There is much more to a successful business than its ability to simply cut prices. Yes, such an action may draw customers in the short-term, but when they start to see compromises on quality, resulting in substandard goods, job losses, cuts to other areas of the business and a subsequent decline in reputation, they often vote with their feet.

So how does our industry remain competitive without resorting to the race to the bottom? At Dekko, we believe that innovation is the way to our customers’ hearts. If you offer them something they can’t refuse, or obtain elsewhere, you’re in pole position to make a sale. And in our industry, it’s good design that’s stylish, durable and innovative, which will persuade customers to invest, even ahead of price considerations.

How else might we avoid the ‘pile it high, sell it cheap’ mentality?

A solid pricing plan

How do you decide what your price should be? First, it’s important to understand the value of what you sell.

The emphasis on value is often missed as business owners rush to be price-competitive. Customers are quite rightly suspicious of knock-down prices, believing that what they buy will be of poor quality.

They may or may not be right – nevertheless, the perception remains. Establishing value means making your product a must-have – it needn’t be unique, but it must have enough allure to make it valuable for the customer.

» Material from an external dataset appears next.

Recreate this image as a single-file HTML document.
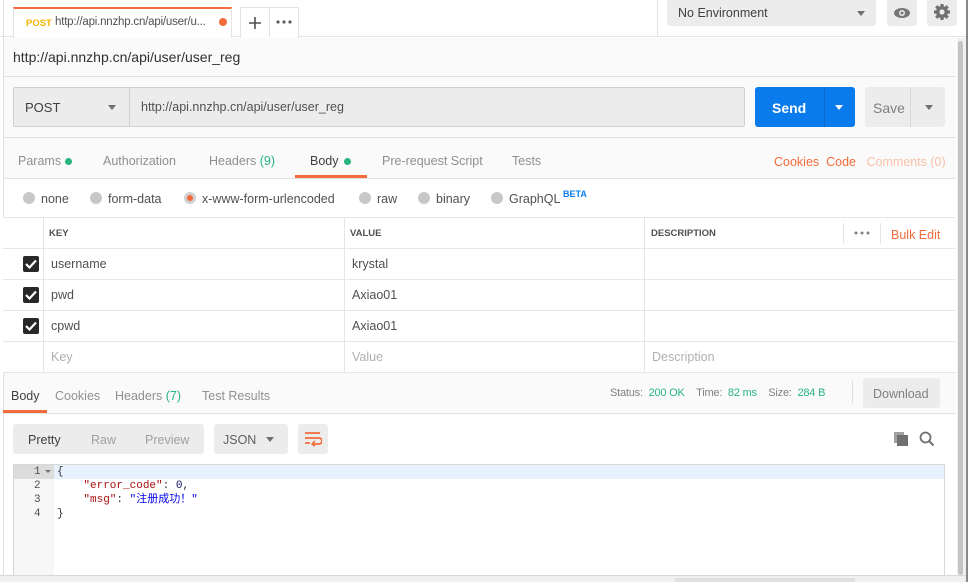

Costs, turnover and profit

Every business, large or small, has overheads to consider, whether it be raw materials, labour, property, electricity, etc. You need to factor all these in before you decide on your price, and therefore your margin.

Once you know your costs you can easily create sales and revenue targets that will help your business to grow.

Knowing your market

This requires you to be a bit of a trend-spotter. One day your product might be in vogue, then the following day it isn’t and you need to know why. It could be seasonal, it could be geographical, it could be shifting tastes. Whatever it is, it’s vital to understand shifts in your market and alter your price accordingly.

Understanding your competitors’ strategy

This is a tricky one. If you’re selling at a price that is higher than your competitors, it’s almost inevitable that your customers will ask questions.

If and when they do, you need to be able to point to other factors such as better quality, more effective customer service, a new feature – something that will elevate your product and justify the price increase. A business will be able to justify a price increase and survive any negative perceptions of a price drop if the brand is strong, reliable and innovative.

These are just a few ways of getting to grips with product pricing without becoming involved in a dangerous race to the bottom.

At Dekko, we pride ourselves on constant product development, honing our offerings to match ever-changing consumer trends and advances in technology. This, we believe, keeps our customers loyal, especially in uncertain times.